Disability peak body calls on governments to act


The launch of Australia’s first research into family violence and brain injury comes with an urgent call to action from governments to provide an integrated service response for both victim-survivors and perpetrators.
The findings are shocking. An examination of Victorian hospital admissions data between July 2006 and June 2017 revealed that 40 per cent of 16,000 family violence victims had sustained a brain injury.
Many of the victims were women, while nearly 1 in every 3 of the victims of family violence were children and, of those, 1 in every 4 had sustained a brain injury.

Brain Injury Australia – the peak body for the 700,000 Australians living with a brain Injury – has called on governments to provide a comprehensive support screening for brain injury, diagnosis, rehabilitation and harm reduction, arguing that the report shows there are significant gaps in service responses and support.
‘Australian state and federal governments need to develop a comprehensive system of services for many thousands of women and children living with the consequences of brain injury from family violence, consequences often unrecognised, undetected and undiagnosed,’ Brain Injury Australia Executive Officer Nick Rushworth said. ‘That should include everything from screening through to therapeutic supports nationwide.’
The report, ‘The prevalence of acquired brain injury among victims and perpetrators of family violence’, is the first evidence-based research study of its kind in Australia and was launched today in a major event at the Melbourne Town Hall by 2015 Australian of the Year and family violence campaigner, Rosie Batty, alongside the report’s partners – Domestic Violence Victoria, Monash University, No to Violence (incorporating the Men’s Referral Service) and the Centre for Excellence in Child and Family Welfare.
 ‘The findings, just from the hospitalisations, are shocking.
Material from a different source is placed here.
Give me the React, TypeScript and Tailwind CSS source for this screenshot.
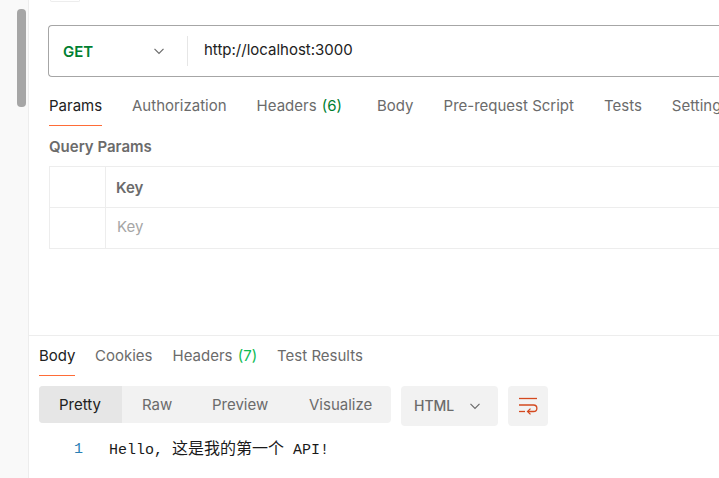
import React from "react";

const Chevron = () => (
  <svg width="12" height="12" viewBox="0 0 12 12" fill="none" stroke="#6b6b6b" strokeWidth="1.2" className="shrink-0">
    <path d="M1.5 3.8 L6 8.3 L10.5 3.8" />
  </svg>
);

const inter = "font-['Inter',sans-serif]";

export default function App() {
  return (
    <div className={`flex w-[719px] h-[478px] overflow-hidden bg-white ${inter} text-[15px] leading-[20px] text-[#6b6b6b]`}>
      {/* rail with scrollbar */}
      <div className="w-[29px] shrink-0 bg-[#f9f9f9] border-r border-[#ededed] pt-[9px] pl-[17px]">
        <div className="w-[9px] h-[98px] rounded-[4px] bg-[#a6a6a6]" />
      </div>

      <div className="flex-1 min-w-0 flex flex-col">
        {/* request pane */}
        <div className="h-[335px] shrink-0 border-b border-[#ededed] box-content pl-[20px] overflow-hidden">
          <div className="w-[30px] h-[2px] ml-[1px] border border-t-0 border-[#ededed] rounded-b-[3px]" />
          {/* URL bar */}
          <div className="mt-[23px] -ml-[1px] w-[700px] h-[52px] border border-[#a6a6a6] rounded-l-[4px] border-r-0 flex items-center">
            <div className="w-[139px] shrink-0 h-[30px] border-r border-[#e6e6e6] flex items-center pl-[14px] pr-[22px] justify-between">
              <span className="font-semibold text-[#007f31] mt-[1px]">GET</span>
              <Chevron />
            </div>
            <span className="pl-[16px] text-[#212121] -mt-[3px]">http://localhost:3000</span>
          </div>
          {/* tabs */}
          <div className="flex gap-[30px] mt-[19px] h-[30px] whitespace-nowrap">
            <span className="text-[#212121] border-b border-[#ff6c37] h-[30px] w-[53px]">Params</span>
            <span>Authorization</span>
            <span className="mr-[5px]">Headers <span className="text-[#007f31] ml-[1px]">(6)</span></span>
            <span>Body</span>
            <span>Pre-request Script</span>
            <span>Tests</span>
            <span>Settings</span>
          </div>
          <div className="mt-[11px] font-semibold text-[#6b6b6b] h-[19px] leading-[19px]">Query Params</div>
          {/* table */}
          <div className="mt-[10px] border-t border-l border-[#ededed] w-[700px]">
            <div className="flex h-[41px] border-b border-[#ededed]">
              <div className="w-[56px] border-r border-[#ededed]" />
              <div className="pl-[10px] font-semibold leading-[41px]">Key</div>
            </div>
            <div className="flex h-[41px] border-b border-[#ededed]">
              <div className="w-[56px] border-r border-[#ededed]" />
              <div className="pl-[11px] text-[#a6a6a6] leading-[38px]">Key</div>
            </div>
          </div>
        </div>

        {/* response pane */}
        <div className="pl-[10px]">
          <div className="flex gap-[20px] h-[40px] whitespace-nowrap">
            <span className="text-[#212121] h-[40px] w-[36px] border-b border-[#ff6c37] pt-[10px]">Body</span>
            <span className="pt-[10px]">Cookies</span>
            <span className="pt-[10px]">Headers <span className="text-[#0cbb52] ml-[1px]">(7)</span></span>
            <span className="pt-[10px]">Test Results</span>
          </div>
          <div className="flex items-start mt-[10px]">
            <div className="flex h-[37px] w-[352px] rounded-[4px] bg-[#f2f2f2] overflow-hidden">
              <span className="w-[83px] bg-[#e6e6e6] text-[#212121] pl-[20px] leading-[37px]">Pretty</span>
              <span className="pl-[20px] w-[70px] leading-[37px]">Raw</span>
              <span className="pl-[20px] w-[97px] leading-[37px]">Preview</span>
              <span className="pl-[20px] leading-[37px]">Visualize</span>
            </div>
            <div className="ml-[10px] w-[97px] h-[40px] rounded-[4px] bg-[#f2f2f2] flex items-center pl-[13px] pr-[17px] justify-between">
              <span className="font-medium text-[14px] text-[#6b6b6b]">HTML</span>
              <Chevron />
            </div>
            <div className="ml-[10px] w-[40px] h-[40px] rounded-[4px] bg-[#f2f2f2] flex items-center justify-center">
              <svg width="20" height="20" viewBox="0 0 20 20" fill="none" stroke="#d4491f" strokeWidth="1.3">
                <path d="M1 2.5 H19" />
                <path d="M1 9 H15.5 C20 9 20 15.5 15.5 15.5 H10" />
                <path d="M12.5 12.6 L9.5 15.5 L12.5 18.4" />
                <path d="M1 15.5 H7" />
              </svg>
            </div>
          </div>
          <div className="flex mt-[14px] h-[20px] items-center text-[15px] font-['Liberation_Mono','Noto_Sans_CJK_SC',monospace]">
            <span className="w-[45px] pl-[35px] text-[#2a7fb5]">1</span>
            <span className="ml-[25px] text-[#1a1a1a] whitespace-pre">Hello, <span className="text-[16px]">这是我的第一个</span> API!</span>
          </div>
        </div>
      </div>
    </div>
  );
}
But they’re bound to be the tip of a very large iceberg. The international research evidence is clear. Very few women seek medical attention and brain injury, often in very young children, goes undetected,’ Nick Rushworth said. ‘Around 1,800 victims of family violence go to Victorian hospitals each year, however there are 26,000 cases referred to specialist family violence services and 37,000 intervention orders sought in the courts.’
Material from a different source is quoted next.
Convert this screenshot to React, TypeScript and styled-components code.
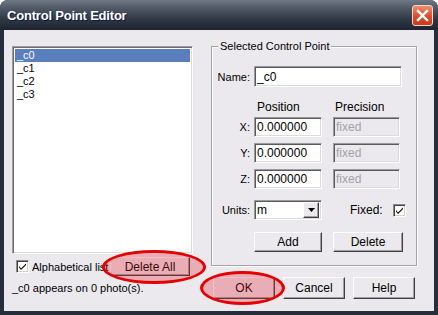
import styled, { createGlobalStyle } from "styled-components";

const GlobalStyle = createGlobalStyle`
  html, body {
    margin: 0;
    padding: 0;
    background: #ffffff;
  }
  body {
    font-family: "Liberation Sans", Arial, sans-serif;
    font-size: 11px;
    color: #000;
  }
`;

const Window = styled.div`
  position: relative;
  width: 438px;
  height: 315px;
  box-sizing: border-box;
  border-radius: 8px 8px 0 0;
  background: #272e3b;
  display: flex;
  flex-direction: column;
  overflow: hidden;
`;

const TitleBar = styled.div`
  height: 30px;
  flex: none;
  box-sizing: border-box;
  display: flex;
  align-items: center;
  justify-content: space-between;
  padding: 0 5px 0 7px;
  background: linear-gradient(#6f7884 0%, #4d5663 30%, #2f3745 65%, #1d2331 100%);
`;

const Title = styled.span`
  font: bold 13px "Liberation Sans", Arial, sans-serif;
  color: #fff;
  text-shadow: 1px 1px 0 #0d1848;
  letter-spacing: -0.2px;
`;

const CloseButton = styled.div`
  width: 19px;
  height: 19px;
  border: 1px solid #f3d6cc;
  border-radius: 3px;
  background: linear-gradient(#ee8d6f, #dc4b2c 55%, #c73a1d);
  display: flex;
  align-items: center;
  justify-content: center;
`;

const Body = styled.div`
  flex: 1;
  margin: 0 4px 4px 4px;
  background: #ece9ee;
  display: flex;
  padding: 16px 0 0 8px;
  gap: 18px;
`;

const LeftColumn = styled.div`
  width: 181px;
  display: flex;
  flex-direction: column;
`;

const RightColumn = styled.div`
  width: 206px;
  display: flex;
  flex-direction: column;
`;

const ListBox = styled.div`
  height: 208px;
  box-sizing: border-box;
  background: #fff;
  border-top: 1px solid #9d9d9d;
  border-left: 1px solid #9d9d9d;
  border-right: 1px solid #fff;
  border-bottom: 1px solid #fff;
  box-shadow: inset 1px 1px 0 #6b6b6b, inset -1px -1px 0 #dcdcdc;
  padding: 2px;
`;

const ListItem = styled.div<{ $selected?: boolean }>`
  height: 13px;
  line-height: 13px;
  padding-left: 2px;
  background: ${(p) => (p.$selected ? "#5b7ebd" : "transparent")};
  color: ${(p) => (p.$selected ? "#fff" : "#000")};
`;

const CheckRow = styled.div`
  margin-top: 3px;
  height: 19px;
  display: flex;
  align-items: center;
  padding-left: 4px;
`;

const CheckBox = styled.div`
  width: 13px;
  height: 13px;
  flex: none;
  box-sizing: border-box;
  background: #fff;
  border-top: 1px solid #8c8c8c;
  border-left: 1px solid #8c8c8c;
  border-right: 1px solid #fff;
  border-bottom: 1px solid #fff;
  box-shadow: inset 1px 1px 0 #404040, inset -1px -1px 0 #d4d0c8;
  display: flex;
  align-items: center;
  justify-content: center;
`;

const CheckLabel = styled.span`
  margin-left: 3px;
  width: 78px;
  overflow: hidden;
  white-space: nowrap;
`;

const Button = styled.div<{ $width: number; $height?: number }>`
  width: ${(p) => p.$width}px;
  height: ${(p) => p.$height ?? 20}px;
  box-sizing: border-box;
  flex: none;
  display: flex;
  align-items: center;
  justify-content: center;
  background: #ece9ee;
  border-top: 1px solid #fff;
  border-left: 1px solid #fff;
  border-right: 1px solid #404040;
  border-bottom: 1px solid #404040;
  box-shadow: inset -1px -1px 0 #a0a0a0;
  font-size: 12px;
`;

const Status = styled.div`
  margin-top: 6px;
  line-height: 13px;
  white-space: nowrap;
`;

const GroupBox = styled.fieldset`
  margin: -6px 0 0 0;
  padding: 0;
  height: 226px;
  box-sizing: border-box;
  border: 1px solid #a5a3a8;
  box-shadow: inset 1px 1px 0 #fff, 1px 1px 0 #fff;
`;

const Legend = styled.legend`
  margin-left: 6px;
  padding: 0 2px;
  line-height: 12px;
  font-size: 11px;
  background: #ece9ee;
`;

const GroupBody = styled.div`
  padding-top: 14px;
`;

const FieldRow = styled.div<{ $top: number; $height?: number }>`
  display: flex;
  align-items: center;
  margin-top: ${(p) => p.$top}px;
  height: ${(p) => p.$height ?? 20}px;
`;

const FieldLabel = styled.span`
  width: 38px;
  margin-right: 4px;
  text-align: right;
  flex: none;
`;

const HeaderCell = styled.span<{ $width: number; $indent: number }>`
  width: ${(p) => p.$width}px;
  padding-left: ${(p) => p.$indent}px;
  box-sizing: border-box;
  font-size: 12px;
`;

const TextInput = styled.div<{ $width: number; $height?: number; $disabled?: boolean }>`
  width: ${(p) => p.$width}px;
  height: ${(p) => p.$height ?? 20}px;
  box-sizing: border-box;
  flex: none;
  display: flex;
  align-items: center;
  padding-left: 2px;
  background: ${(p) => (p.$disabled ? "#ece9ee" : "#fff")};
  color: ${(p) => (p.$disabled ? "#a3a1a6" : "#000")};
  border-top: 1px solid #9b9b9b;
  border-left: 1px solid #9b9b9b;
  border-right: 1px solid #fff;
  border-bottom: 1px solid #fff;
  box-shadow: inset 1px 1px 0 #5a5a5a, inset -1px -1px 0 #dcdcdc;
  font-size: 12px;
`;

const Gap = styled.span<{ $w: number }>`
  width: ${(p) => p.$w}px;
  flex: none;
`;

const Select = styled(TextInput)`
  justify-content: space-between;
  padding-right: 2px;
`;

const DropArrow = styled.div`
  width: 16px;
  height: 16px;
  box-sizing: border-box;
  background: #ece9ee;
  border-top: 1px solid #fff;
  border-left: 1px solid #fff;
  border-right: 1px solid #404040;
  border-bottom: 1px solid #404040;
  box-shadow: inset -1px -1px 0 #a0a0a0;
  display: flex;
  align-items: center;
  justify-content: center;
`;

const FixedLabel = styled.span`
  margin-left: 28px;
  margin-right: 10px;
  font-size: 12px;
`;

const DialogButtons = styled.div`
  margin-top: 11px;
  display: flex;
  justify-content: flex-end;
  gap: 8px;
  padding-right: 2px;
`;

const Highlight = styled.div<{ $x: number; $y: number; $w: number; $h: number }>`
  position: absolute;
  left: ${(p) => p.$x}px;
  top: ${(p) => p.$y}px;
  width: ${(p) => p.$w}px;
  height: ${(p) => p.$h}px;
  box-sizing: border-box;
  border: 3px solid #e60000;
  border-radius: 50%;
  background: rgba(225, 20, 35, 0.28);
  pointer-events: none;
`;

const Check = () => (
  <svg width="9" height="9" viewBox="0 0 9 9">
    <path d="M1 4 L3 6.5 L8 1.5 L8 3 L3 8 L1 5.5 Z" fill="#000" />
  </svg>
);

const coords = ["X", "Y", "Z"];

export default function App() {
  return (
    <>
      <GlobalStyle />
      <Window>
        <TitleBar>
          <Title>Control Point Editor</Title>
          <CloseButton>
            <svg width="13" height="13" viewBox="0 0 13 13">
              <path d="M2 2 L11 11 M11 2 L2 11" stroke="#fff" strokeWidth="2.4" strokeLinecap="square" />
            </svg>
          </CloseButton>
        </TitleBar>
        <Body>
          <LeftColumn>
            <ListBox>
              <ListItem $selected>_c0</ListItem>
              <ListItem>_c1</ListItem>
              <ListItem>_c2</ListItem>
              <ListItem>_c3</ListItem>
            </ListBox>
            <CheckRow>
              <CheckBox>
                <Check />
              </CheckBox>
              <CheckLabel>Alphabetical list</CheckLabel>
              <Button $width={80} $height={19}>
                Delete All
              </Button>
            </CheckRow>
            <Status>_c0 appears on 0 photo(s).</Status>
          </LeftColumn>
          <RightColumn>
            <GroupBox>
              <Legend>Selected Control Point</Legend>
              <GroupBody>
                <FieldRow $top={0} $height={21}>
                  <FieldLabel>Name:</FieldLabel>
                  <TextInput $width={148} $height={21}>
                    _c0
                  </TextInput>
                </FieldRow>
                <FieldRow $top={13} $height={13}>
                  <Gap $w={42} />
                  <HeaderCell $width={79} $indent={3}>
                    Position
                  </HeaderCell>
                  <HeaderCell $width={67} $indent={2}>
                    Precision
                  </HeaderCell>
                </FieldRow>
                {coords.map((c, i) => (
                  <FieldRow key={c} $top={i === 0 ? 4 : 6}>
                    <FieldLabel>{c}:</FieldLabel>
                    <TextInput $width={68}>0.000000</TextInput>
                    <Gap $w={11} />
                    <TextInput $width={67} $disabled>
                      fixed
                    </TextInput>
                  </FieldRow>
                ))}
                <FieldRow $top={11}>
                  <FieldLabel>Units:</FieldLabel>
                  <Select $width={68}>
                    m
                    <DropArrow>
                      <svg width="7" height="4" viewBox="0 0 7 4">
                        <path d="M0 0 H7 L3.5 4 Z" fill="#000" />
                      </svg>
                    </DropArrow>
                  </Select>
                  <FixedLabel>Fixed:</FixedLabel>
                  <CheckBox>
                    <Check />
                  </CheckBox>
                </FieldRow>
                <FieldRow $top={12}>
                  <Gap $w={42} />
                  <Button $width={68}>Add</Button>
                  <Gap $w={11} />
                  <Button $width={70}>Delete</Button>
                </FieldRow>
              </GroupBody>
            </GroupBox>
            <DialogButtons>
              <Button $width={62} $height={22}>
                OK
              </Button>
              <Button $width={62} $height={22}>
                Cancel
              </Button>
              <Button $width={62} $height={22}>
                Help
              </Button>
            </DialogButtons>
          </RightColumn>
        </Body>
        <Highlight $x={102} $y={250} $w={104} $h={34} />
        <Highlight $x={200} $y={271} $w={85} $h={34} />
      </Window>
    </>
  );
}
As well as providing much-needed emotional and physical protection for family violence victims, Nick argued that acting on the recommendations of the report would have wider benefits. The cost of creating the necessary services would be more than offset in the long term because the estimated cost of family violence-related brain injury in Victoria was $5.3 billion in 2015-2016 alone.
One of the report’s authors, Monash University researcher Dr Darshini Ayton, said the report found that perpetrators were twice as likely to have sustained a brain injury themselves in the past, possibly during childhood, creating ‘a vicious cycle of inter-generational violence’.
‘The practitioners all talked about the need for different agencies and the community and the sectors to come together to work to address this problem, it’s not something that they can do in silos,’ she said.